Rep. Brad Sherman (D-CA), a senior member of the House Financial Services Committee, has been a stalwart skeptic of the Treasury’s bailout program since it was first announced in the fall.
But he’s particularly savvy on the issue of executive compensation — Sherman, a certified public accountant, was among the first to challenge the Obama administration’s recent CEO pay limits as riddled with loopholes.
Unfortunately, Sherman told me that he believes the executive compensation limits added to the Senate’s stimulus are going to get removed during conference talks with the House. The reason: a new Congressional Budget Office estimate that the pay caps will cost the government $10.8 billion in lost tax revenue over the next 10 years.“The plan is to take out the executive compensation provisions … and blame the Republicans for setting out the level [of $800 billion]” for the final version of the stimulus, Sherman said.
“The question,” he added, “is whether the two senators from Maine, in particular, want to see their insistence on a [maximum] dollar amount [for the stimulus] … be the reason why the executive compensation stuff comes out of the bill.”
I’ve asked the offices of Senate Majority Leader Harry Reid (D-NV) and Finance Committee Chairman Max Baucus (D-MT), two members of the conference committee that will hammer out the final version of the stimulus, whether removing the CEO pay caps is indeed on the table — we’ll keep you posted.

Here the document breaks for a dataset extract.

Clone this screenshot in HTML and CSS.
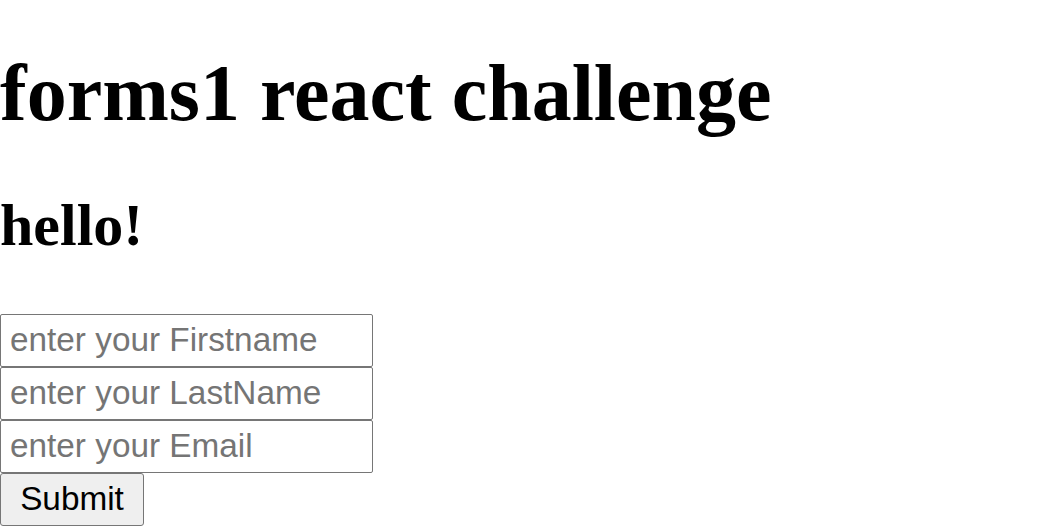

Late-Night Update (11pm): Still no response from Reid or Baucus, but an AP report this hour suggests that their silence on the CEO pay caps may speak volumes. From that story:
There was also pressure [during private stimulus negotiations] to drop a provision limiting compensation for top executives of companies receiving federal bailout assistance. [The limits] add to the cost of the bill, and … could presumably be passed in different legislation later in the year.